Editor’s note: Article courtesy of Chattanoogan.com
Errors that were made in a city-wide rezoning in the 1980’s are causing problems for the owners of an apartment complex on Fountain Avenue.
At Thursday’s East Ridge City Council meeting, a public hearing on the rezoning of the Sweetbay Apartments at 3623 Fountain Avenue drew considerable opposition from people who live nearby.
Although the apartment complex has been in business for decades, the property was split on the zoning map with part being zoned R-3 residential apartment district and another portion of the property zoned R-1 residential. When the mistake was discovered, the continued use as apartments was allowed and designated as a legal non-conforming use on the R-1 portion of the property.
The building on the R-3 portion has been condemned and must be torn down, but apartments could be permitted there once an application has been made.
The owner, Sweetbay LLC., has been in the process of renovating one building at a time on the portion of land that has R-1 zoning. Two buildings in this zone have been completed. Ten units have been completed in the third building, but these apartments were vacant for an extended period and lost the status that allowed the non-conforming use. In order for the remaining 10 units in the building to be renovated and upgraded, the zoning needs to be changed to R-3.
Citizens opposed to the rezoning believe the additional 10 apartments will bring increased traffic. There was also concern that the driveway is on a blind curve and that there is no place for children to wait for a school bus.

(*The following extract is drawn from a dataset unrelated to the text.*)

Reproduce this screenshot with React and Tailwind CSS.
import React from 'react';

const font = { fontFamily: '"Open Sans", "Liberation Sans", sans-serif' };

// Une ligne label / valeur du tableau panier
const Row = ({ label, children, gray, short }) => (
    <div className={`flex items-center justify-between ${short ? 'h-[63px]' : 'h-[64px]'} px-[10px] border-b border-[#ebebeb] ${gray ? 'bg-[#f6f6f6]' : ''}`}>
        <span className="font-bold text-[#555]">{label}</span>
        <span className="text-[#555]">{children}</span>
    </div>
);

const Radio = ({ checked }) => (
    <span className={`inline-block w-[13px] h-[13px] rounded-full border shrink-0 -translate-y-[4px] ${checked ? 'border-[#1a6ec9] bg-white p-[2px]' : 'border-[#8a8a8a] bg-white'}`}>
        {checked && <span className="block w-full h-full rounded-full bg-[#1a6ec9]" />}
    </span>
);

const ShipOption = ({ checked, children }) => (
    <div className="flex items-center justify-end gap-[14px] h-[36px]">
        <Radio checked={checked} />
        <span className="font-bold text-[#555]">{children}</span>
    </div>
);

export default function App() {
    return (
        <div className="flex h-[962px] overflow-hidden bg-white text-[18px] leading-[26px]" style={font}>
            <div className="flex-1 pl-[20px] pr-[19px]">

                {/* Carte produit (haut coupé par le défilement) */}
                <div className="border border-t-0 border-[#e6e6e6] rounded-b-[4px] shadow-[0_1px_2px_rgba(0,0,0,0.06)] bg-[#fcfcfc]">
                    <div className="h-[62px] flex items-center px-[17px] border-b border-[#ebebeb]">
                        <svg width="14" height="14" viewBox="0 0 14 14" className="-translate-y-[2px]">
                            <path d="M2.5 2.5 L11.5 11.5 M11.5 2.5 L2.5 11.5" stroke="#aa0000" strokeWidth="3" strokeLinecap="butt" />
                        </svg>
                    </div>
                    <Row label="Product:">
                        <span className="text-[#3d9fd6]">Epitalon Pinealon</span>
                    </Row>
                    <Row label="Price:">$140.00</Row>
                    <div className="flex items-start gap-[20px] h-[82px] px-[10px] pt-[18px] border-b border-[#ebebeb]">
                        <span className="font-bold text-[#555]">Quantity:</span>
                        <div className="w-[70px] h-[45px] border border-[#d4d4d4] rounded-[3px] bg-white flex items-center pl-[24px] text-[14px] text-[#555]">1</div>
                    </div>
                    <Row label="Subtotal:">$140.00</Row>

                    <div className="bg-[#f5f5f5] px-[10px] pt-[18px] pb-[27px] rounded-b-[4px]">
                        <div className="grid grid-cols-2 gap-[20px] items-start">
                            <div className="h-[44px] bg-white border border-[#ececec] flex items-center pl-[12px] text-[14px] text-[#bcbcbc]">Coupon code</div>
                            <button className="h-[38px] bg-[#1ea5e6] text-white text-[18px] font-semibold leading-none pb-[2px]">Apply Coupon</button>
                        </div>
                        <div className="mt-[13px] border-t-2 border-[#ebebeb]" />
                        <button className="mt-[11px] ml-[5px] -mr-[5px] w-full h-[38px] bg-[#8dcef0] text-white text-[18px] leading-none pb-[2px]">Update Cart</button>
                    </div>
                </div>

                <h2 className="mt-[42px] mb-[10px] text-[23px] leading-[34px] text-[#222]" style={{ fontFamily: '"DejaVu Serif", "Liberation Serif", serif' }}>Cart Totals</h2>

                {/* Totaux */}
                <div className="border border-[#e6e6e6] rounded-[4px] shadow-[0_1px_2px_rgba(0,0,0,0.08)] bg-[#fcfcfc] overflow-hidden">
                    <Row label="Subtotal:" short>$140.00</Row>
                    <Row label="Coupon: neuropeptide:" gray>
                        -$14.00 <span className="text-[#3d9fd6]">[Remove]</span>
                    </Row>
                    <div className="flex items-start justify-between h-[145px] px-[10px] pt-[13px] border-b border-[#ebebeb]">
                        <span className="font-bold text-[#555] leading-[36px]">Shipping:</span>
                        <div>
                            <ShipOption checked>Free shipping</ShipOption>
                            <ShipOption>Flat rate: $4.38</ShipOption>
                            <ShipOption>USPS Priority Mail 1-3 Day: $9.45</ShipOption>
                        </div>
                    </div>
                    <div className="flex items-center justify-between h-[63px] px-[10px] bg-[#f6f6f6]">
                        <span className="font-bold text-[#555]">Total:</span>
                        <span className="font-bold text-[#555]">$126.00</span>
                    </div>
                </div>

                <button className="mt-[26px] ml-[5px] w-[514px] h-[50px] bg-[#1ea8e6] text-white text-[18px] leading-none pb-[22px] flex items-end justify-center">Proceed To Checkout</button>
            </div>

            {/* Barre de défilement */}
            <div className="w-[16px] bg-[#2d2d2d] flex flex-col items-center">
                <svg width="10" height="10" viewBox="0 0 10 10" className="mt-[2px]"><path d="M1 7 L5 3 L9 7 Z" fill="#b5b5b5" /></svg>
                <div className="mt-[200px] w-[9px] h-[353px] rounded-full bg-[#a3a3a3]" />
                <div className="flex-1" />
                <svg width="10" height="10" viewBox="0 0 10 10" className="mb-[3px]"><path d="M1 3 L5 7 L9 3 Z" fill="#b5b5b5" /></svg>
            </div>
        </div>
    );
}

A public hearing was held during the June 14 city council meeting where all interested parties were given an opportunity to be heard. A condition put on the property was that short-term rentals will be prohibited on the entire property. Mike Croxall, the contractor representing the owners at the meeting Thursday night, said he had the authority to commit to requests made at the public hearing such as adding a school bus shelter and flashing lights and mirrors as a way to warn motorists of the blind driveway. City Attorney Mark Litchford told the council that if stipulations are attached to the rezoning, the owner has no choice except to follow them. Vice Mayor Larry Sewell asked to see in writing what they agree to do before a vote is taken.
The council voted to table the issue, so no vote was taken on the rezoning request Thursday night.

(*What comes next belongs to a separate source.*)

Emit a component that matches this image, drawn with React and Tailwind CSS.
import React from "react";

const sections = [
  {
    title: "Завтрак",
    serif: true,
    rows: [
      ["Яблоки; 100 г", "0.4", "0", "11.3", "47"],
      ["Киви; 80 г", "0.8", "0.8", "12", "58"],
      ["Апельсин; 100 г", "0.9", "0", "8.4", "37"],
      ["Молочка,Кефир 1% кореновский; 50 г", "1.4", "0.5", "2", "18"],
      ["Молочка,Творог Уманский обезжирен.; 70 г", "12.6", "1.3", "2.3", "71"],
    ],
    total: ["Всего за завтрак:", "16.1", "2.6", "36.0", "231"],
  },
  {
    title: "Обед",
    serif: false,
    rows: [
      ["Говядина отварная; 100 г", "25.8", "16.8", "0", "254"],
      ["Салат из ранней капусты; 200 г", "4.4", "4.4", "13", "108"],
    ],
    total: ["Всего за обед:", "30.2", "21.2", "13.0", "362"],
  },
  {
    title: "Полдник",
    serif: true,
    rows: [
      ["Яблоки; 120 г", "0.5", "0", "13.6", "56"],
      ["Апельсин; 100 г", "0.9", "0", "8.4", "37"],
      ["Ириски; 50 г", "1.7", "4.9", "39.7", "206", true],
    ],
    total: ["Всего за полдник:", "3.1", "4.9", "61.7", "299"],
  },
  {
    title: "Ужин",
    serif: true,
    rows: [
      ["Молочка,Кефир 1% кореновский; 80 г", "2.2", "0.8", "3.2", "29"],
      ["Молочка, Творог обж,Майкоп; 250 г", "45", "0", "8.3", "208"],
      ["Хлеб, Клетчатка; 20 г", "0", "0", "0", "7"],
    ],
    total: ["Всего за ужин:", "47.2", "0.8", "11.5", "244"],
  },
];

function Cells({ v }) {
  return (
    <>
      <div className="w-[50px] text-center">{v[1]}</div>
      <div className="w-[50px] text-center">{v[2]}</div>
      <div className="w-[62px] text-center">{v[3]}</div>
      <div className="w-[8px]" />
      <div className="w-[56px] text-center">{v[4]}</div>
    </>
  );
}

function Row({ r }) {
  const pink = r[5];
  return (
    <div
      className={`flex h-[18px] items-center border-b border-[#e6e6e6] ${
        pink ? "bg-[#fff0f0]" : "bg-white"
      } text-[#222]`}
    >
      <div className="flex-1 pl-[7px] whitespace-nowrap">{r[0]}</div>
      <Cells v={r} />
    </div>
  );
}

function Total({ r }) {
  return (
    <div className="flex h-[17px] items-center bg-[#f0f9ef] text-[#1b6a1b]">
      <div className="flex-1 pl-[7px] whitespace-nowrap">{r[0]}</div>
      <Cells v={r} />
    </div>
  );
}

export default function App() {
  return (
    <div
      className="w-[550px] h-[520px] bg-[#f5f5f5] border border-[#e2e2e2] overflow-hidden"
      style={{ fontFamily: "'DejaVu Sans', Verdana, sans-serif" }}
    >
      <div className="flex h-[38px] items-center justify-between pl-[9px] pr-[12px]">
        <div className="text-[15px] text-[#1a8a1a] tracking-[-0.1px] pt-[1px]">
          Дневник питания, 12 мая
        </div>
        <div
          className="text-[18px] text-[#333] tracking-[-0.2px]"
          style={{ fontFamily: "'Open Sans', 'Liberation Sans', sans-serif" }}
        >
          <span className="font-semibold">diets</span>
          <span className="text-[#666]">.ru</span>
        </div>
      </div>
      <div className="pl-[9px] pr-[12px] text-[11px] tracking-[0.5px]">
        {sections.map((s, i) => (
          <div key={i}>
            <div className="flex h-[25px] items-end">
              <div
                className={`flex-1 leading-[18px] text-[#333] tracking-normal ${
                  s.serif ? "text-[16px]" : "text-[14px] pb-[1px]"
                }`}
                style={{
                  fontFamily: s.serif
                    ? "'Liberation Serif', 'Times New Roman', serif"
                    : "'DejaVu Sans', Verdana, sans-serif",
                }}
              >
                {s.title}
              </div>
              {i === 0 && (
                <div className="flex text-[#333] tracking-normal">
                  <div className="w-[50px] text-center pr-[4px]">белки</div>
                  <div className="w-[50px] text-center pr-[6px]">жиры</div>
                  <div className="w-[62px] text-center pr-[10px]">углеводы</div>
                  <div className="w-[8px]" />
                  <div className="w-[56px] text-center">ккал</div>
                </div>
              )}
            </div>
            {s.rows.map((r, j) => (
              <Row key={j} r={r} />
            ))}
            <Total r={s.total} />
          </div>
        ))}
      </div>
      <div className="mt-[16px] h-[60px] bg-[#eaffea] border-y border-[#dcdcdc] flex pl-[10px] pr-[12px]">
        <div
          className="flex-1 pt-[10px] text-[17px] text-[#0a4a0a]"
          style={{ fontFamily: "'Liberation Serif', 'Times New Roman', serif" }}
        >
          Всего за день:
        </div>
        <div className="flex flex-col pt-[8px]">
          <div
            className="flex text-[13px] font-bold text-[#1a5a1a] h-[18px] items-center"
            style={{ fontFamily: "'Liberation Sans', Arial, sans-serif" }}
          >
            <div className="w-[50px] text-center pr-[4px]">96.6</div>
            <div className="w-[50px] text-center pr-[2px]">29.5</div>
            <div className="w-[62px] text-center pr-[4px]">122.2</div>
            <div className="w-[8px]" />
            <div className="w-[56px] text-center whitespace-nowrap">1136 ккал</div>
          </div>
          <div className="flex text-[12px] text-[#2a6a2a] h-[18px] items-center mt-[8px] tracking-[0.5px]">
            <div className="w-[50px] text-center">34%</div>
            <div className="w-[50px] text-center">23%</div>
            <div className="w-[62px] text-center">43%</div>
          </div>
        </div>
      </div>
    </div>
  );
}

A motion passed at the meeting to divert funds that had been designated for a multi-use pavilion on the old McBrien School property to instead build a new animal shelter. Money the city has received from the Border Region designation will be used for the project. City Manager Scott Miller estimated that a 5,000 square foot facility will cost $1.5 million including acquisition of the property and architectural fees. This price estimate does not factor in a full dog park, he said.
The vast majority of people who adopt animals from the city’s shelter come from outside the city, said Director of Community Services Kenny Custer. Events such as those held at the McKamey Shelter can attract many people, and economic development could increase with businesses such as dog grooming and businesses that sell dog treats, said Mr. Miller, and the Border Region allows for parks.

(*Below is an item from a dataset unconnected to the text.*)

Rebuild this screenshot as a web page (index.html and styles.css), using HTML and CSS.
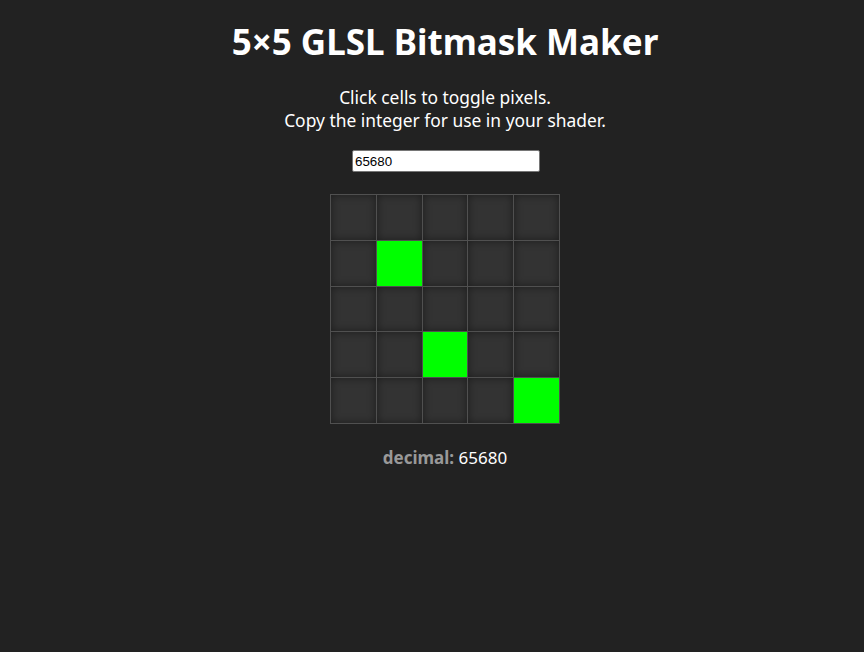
FILE: index.html
```html
<!DOCTYPE html>
<html lang="en">
<head>
<meta charset="utf-8">
<title>5×5 GLSL Bitmask Maker</title>
<link rel="stylesheet" href="styles.css">
</head>
<body>
<main class="app">
  <h1 class="title">5×5 GLSL Bitmask Maker</h1>
  <p class="intro">Click cells to toggle pixels.<br>Copy the integer for use in your shader.</p>
  <input class="value" type="text" value="65680">
  <div class="grid">
    <div class="cell"></div><div class="cell"></div><div class="cell"></div><div class="cell"></div><div class="cell"></div>
    <div class="cell"></div><div class="cell on"></div><div class="cell"></div><div class="cell"></div><div class="cell"></div>
    <div class="cell"></div><div class="cell"></div><div class="cell"></div><div class="cell"></div><div class="cell"></div>
    <div class="cell"></div><div class="cell"></div><div class="cell on"></div><div class="cell"></div><div class="cell"></div>
    <div class="cell"></div><div class="cell"></div><div class="cell"></div><div class="cell"></div><div class="cell on"></div>
  </div>
  <p class="result"><span class="label">decimal:</span> 65680</p>
</main>
</body>
</html>
```
FILE: styles.css
```css
html, body {
  margin: 0;
  padding: 0;
  background: #222222;
  height: 100%;
}
body {
  color: #ffffff;
  font-family: "Noto Sans", "Open Sans", sans-serif;
}
.app {
  display: flex;
  flex-direction: column;
  align-items: center;
  padding-left: 26px;
  padding-top: 18px;
}
.title {
  margin: 0;
  font-size: 35px;
  font-weight: 700;
  line-height: 48px;
}
.intro {
  margin: 20px 0 0;
  font-size: 17.4px;
  line-height: 23px;
  text-align: center;
}
.value {
  margin-top: 18px;
  margin-left: 2px;
  box-sizing: border-box;
  width: 188px;
  height: 22px;
  padding: 1px 2px;
  border: 1px solid #767676;
  border-radius: 2px;
  font-family: "Liberation Sans", Arial, sans-serif;
  font-size: 13.33px;
  color: #000;
  background: #fff;
}
.grid {
  margin-top: 22px;
  display: grid;
  grid-template-columns: 45px 45px 44px 45px 45px;
  grid-template-rows: 45px 45px 44px 45px 45px;
  gap: 1px;
  padding: 1px;
  background: #505050;
}
.cell {
  background: #333333;
  box-shadow: inset 0 0 8px rgba(0, 0, 0, 0.45);
}
.cell.on {
  background: #00ff00;
  box-shadow: none;
}
.result {
  margin: 22px 0 0;
  font-size: 17px;
  line-height: 24px;
}
.label {
  color: #999999;
  font-weight: 700;
}
```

Councilman Jacky Cagle suggested making sure a shelter will conform to the use of Border Region money before voting, however the vote was unanimous to move forward to build the shelter.
The General Fund budget for fiscal year 2018-2019 totaling $13,667,059 passed on second and final reading. The property tax rate remains at $1.3381 per every $100 of assessed property value. Some of the highlights are a three percent cost of living adjustment for all employees and no increase in medical insurance premiums. Five additional full-time positions are funded: three firefighters, one IT technician, one code enforcement officer and one part-time community center assistant. Vehicle and equipment replacements totaling $445,342 are included as well as $46,500 to replace a pickup truck for the waste management department.
The council voted to hire an ethics officer in regard to an ethics complaint against Mayor Brent Lambert. Stephen Greer, city attorney of Dunlap, Tn., was chosen for the position.
Wiser Consultants was approved for engineering services relating to ADA compliance tied to transportation improvement programs. The ADA transition plan is required in order to receive grants for transportation projects.
A resolution authorized the city to apply for the TML Risk Management Pool Safety Partners grant. This grant is used to provide a safe and hazard-free workplace for city employees. Application will also be made for a Georgia Pacific Foundation Bucket Brigade Grant. If received, it will buy replacement gear for the fire department for approximately $18,750 with no matching funds required.
The lowest bid of $26,474 was approved for the purchase and installation of a HVAC unit for the East Ridge Community Center to replace the old one for which replacement parts are no longer available.
Landscaping of the median and rights-of-way on Camp Jordan Parkway at the I-75 Exit 1 interchange will be done by Ooltewah Nursery and Landscape Company for a cost not to exceed $47,800. A change order request in an amount not to exceed $53,076 was authorized for C.W. Matthews Contracting Company for the reconfiguration project also at the interchange.
The council voted unanimously to retain Mr. Miller as city manager for the city of East Ridge. Three percent will be added to his pension. “If I could vote twice, I would,” said Mayor Lambert.